Pity we didn't hear more about this before the election. Still, it looks like Cameron's days are numbered, though we dread to think whom the Tories might want to put in his place.
Meanwhile, my sympathies go out to the good folk of Chipping Norton, who are not all Tories, let alone associates of the coterie. Before all this, the town's most famous villain was James Hinde, a notorious highwayman, executed in 1652. Charles Stewart Parnell went to school in Chipping Norton, going on to become an Irish MP, patriot and reformer, "the un-crowned King of Ireland" before running fowl of the press. In 1873, sixteen women were convicted at nearby Ascott under Wychwood, some of them sentenced to hard labour, for interfering with scabs in a farm workers' strike.

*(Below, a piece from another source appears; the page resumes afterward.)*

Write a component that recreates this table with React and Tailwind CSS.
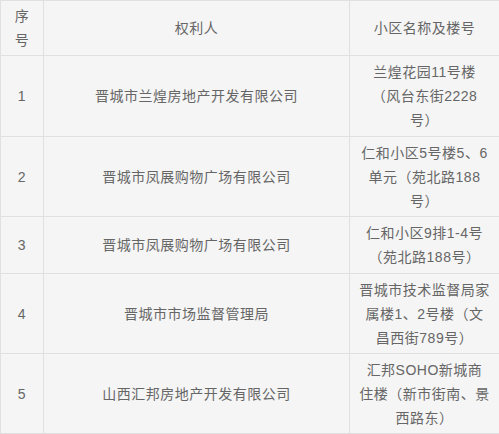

In 1913-14 there was an eight-month long strike by workers at the Bliss tweed mill, now converted to yuppie flats advertising the chance to "live in Chipping Norton despite the recession".
Ronnie Barker ran an antique shop in Chippy after retirement, and Who drummer Keith Moon ran the Crown and Cushion on the High Street. I have been able to enjoy a good pint in more than one hostelry in Chippy myself, though thankfully I did not encounter any of the Chipping Norton Set. Somehow it will never seem the same.